Finnish ice hockey player

Kaj Linna (born 24 January 1971) is a Finnish former professional ice hockey defenseman who was a two-time All-American for Boston University and won a Liiga championship in 1998.

==Career==
Linna was a member of Finland's under-18 team at the 1989 European championships and continued to make a name for himself in his home country. He received a scholarship to Boston University in 1991 and was part of the increased influx of European players into college hockey following the collapse of the Soviet Union. Linna was a top defenseman for the Terriers almost from the start, being named an All-American as a sophomore and helping BU reach the first of five consecutive Frozen Fours. While his offensive production dipped as a junior, he picked up the pace in the postseason and got the Terriers to make an appearance in the championship game. For his final season with BU, Linna's offense returned to normal and he was named to the All-American squad for a second time. He pushed the Terriers to a second consecutive Hockey East championship and then helped the team win the 1995 NCAA Championship, assisting on the game-winning goal in the final match.

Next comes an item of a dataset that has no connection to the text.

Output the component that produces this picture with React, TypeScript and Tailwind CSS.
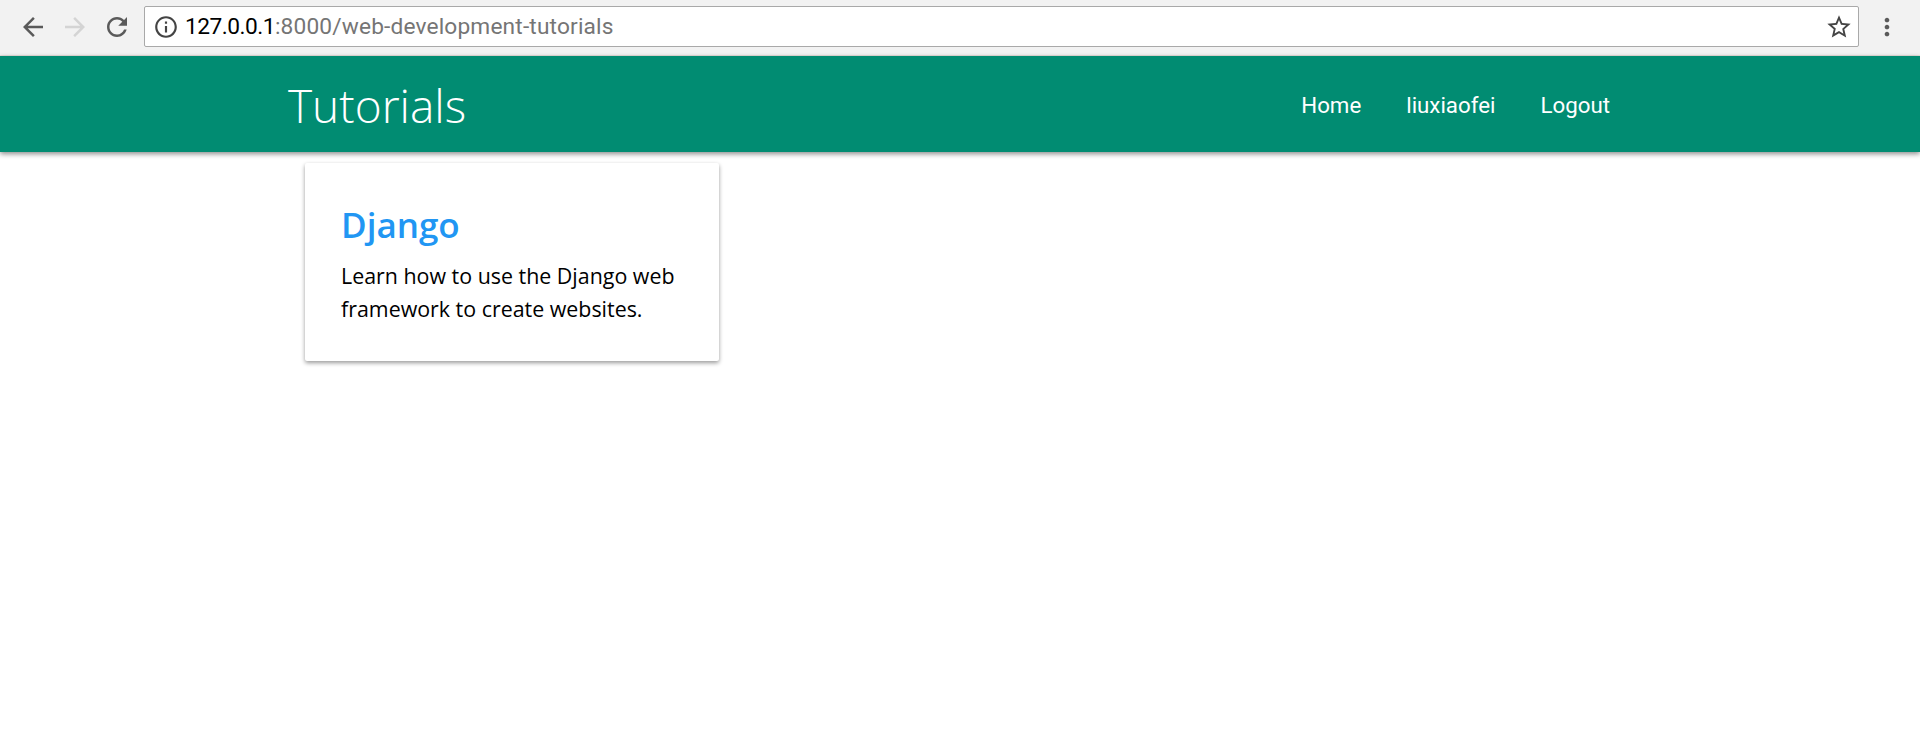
import React from 'react';

const NavLink: React.FC<{ label: string }> = ({ label }) => (
  <a className="text-[22.3px] leading-[30px] text-white font-['Roboto',sans-serif]">{label}</a>
);

const Icon: React.FC<{ d: string; className: string }> = ({ d, className }) => (
  <svg viewBox="0 0 24 24" className={className} fill="currentColor">
    <path d={d} />
  </svg>
);

const BrowserBar = () => (
  <div className="flex items-center h-[56px] bg-[#f2f2f2] border-b border-[#e8e0dc] pb-px">
    <div className="flex items-center w-[144px] pl-[18px] gap-[12px]">
      <Icon className="w-[30px] h-[30px] text-[#5a5a5a]" d="M20 11H7.83l5.59-5.59L12 4l-8 8 8 8 1.41-1.41L7.83 13H20v-2z" />
      <Icon className="w-[30px] h-[30px] text-[#d4d4d4]" d="M12 4l-1.41 1.41L16.17 11H4v2h12.17l-5.58 5.59L12 20l8-8z" />
      <Icon className="w-[30px] h-[30px] text-[#5a5a5a]" d="M17.65 6.35C16.2 4.9 14.21 4 12 4c-4.42 0-7.99 3.58-7.99 8s3.57 8 7.99 8c3.73 0 6.84-2.55 7.73-6h-2.08c-.82 2.33-3.04 4-5.65 4-3.31 0-6-2.69-6-6s2.69-6 6-6c1.66 0 3.14.69 4.22 1.78L13 11h7V4l-2.35 2.35z" />
    </div>
    <div className="flex items-center w-[1715px] h-[41px] -mt-px bg-white border border-[#a9a9a9] rounded-[2px] pl-[8px] pr-[5px]">
      <Icon className="w-[26px] h-[26px] text-[#444]" d="M11 7h2v2h-2zm0 4h2v6h-2zm1-9C6.48 2 2 6.48 2 12s4.48 10 10 10 10-4.48 10-10S17.52 2 12 2zm0 18c-4.41 0-8-3.59-8-8s3.59-8 8-8 8 3.59 8 8-3.59 8-8 8z" />
      <div className="ml-[6px] text-[22.7px] leading-[30px] tracking-[0.16px] font-['Roboto',sans-serif] text-[#757575]">
        <span className="text-black tracking-[-0.5px]">127.0.0.1</span>:8000/web-development-tutorials
      </div>
      <Icon className="ml-auto w-[28px] h-[28px] text-[#444]" d="M22 9.24l-7.19-.62L12 2 9.19 8.63 2 9.24l5.46 4.73L5.82 21 12 17.27 18.18 21l-1.63-7.03L22 9.24zM12 15.4l-3.76 2.27 1-4.28-3.32-2.88 4.38-.38L12 6.1l1.71 4.04 4.38.38-3.32 2.88 1 4.28L12 15.4z" />
    </div>
    <div className="flex flex-1 justify-center pr-[5px]">
      <Icon className="w-[28px] h-[28px] text-[#5a5a5a]" d="M12 8c1.1 0 2-.9 2-2s-.9-2-2-2-2 .9-2 2 .9 2 2 2zm0 2c-1.1 0-2 .9-2 2s.9 2 2 2 2-.9 2-2-.9-2-2-2zm0 6c-1.1 0-2 .9-2 2s.9 2 2 2 2-.9 2-2-.9-2-2-2z" />
    </div>
  </div>
);

const App: React.FC = () => {
  return (
    <div className="min-h-[733px] bg-white">
      <BrowserBar />
      <nav className="relative flex items-center justify-between h-[96px] bg-[#018c72] pl-[288px] pr-[310px] shadow-[0_2px_5px_rgba(0,0,0,0.45)]">
        <a className="mt-[2px] text-[46px] leading-[60px] font-light text-white font-['Open_Sans',sans-serif]">Tutorials</a>
        <div className="flex items-center gap-[45px] mt-[1px]">
          <NavLink label="Home" />
          <NavLink label="liuxiaofei" />
          <NavLink label="Logout" />
        </div>
      </nav>
      <div className="pl-[305px] pt-[11px]">
        <div className="w-[414px] h-[198px] bg-white rounded-[2px] pl-[36px] pr-[37px] pt-[39px] shadow-[0_2px_4px_rgba(0,0,0,0.4)]">
          <h2 className="text-[35px] leading-[46px] font-semibold text-[#2196f3] font-['Open_Sans',sans-serif]">Django</h2>
          <p className="mt-[11px] text-[21.4px] leading-[33px] text-black font-['Open_Sans',sans-serif]">
            Learn how to use the Django web framework to create websites.
          </p>
        </div>
      </div>
    </div>
  );
};

export default App;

Due to a new CBA for the NHL in 1995, Linna was eligible to be drafted despite being 24 at the time. With a very successful college career on his resume, he was taken by the Ottawa Senators in the 8th round. He then began his professional career in Ottawa's farm system leading the defense in scoring. After the season he decided to return home and played for HIFK for two years. In 1998 he helped HIFK win the league championship without losing a single game in the postseason. He capped off the year by winning a silver medal with the Finnish National Team at the World Championships.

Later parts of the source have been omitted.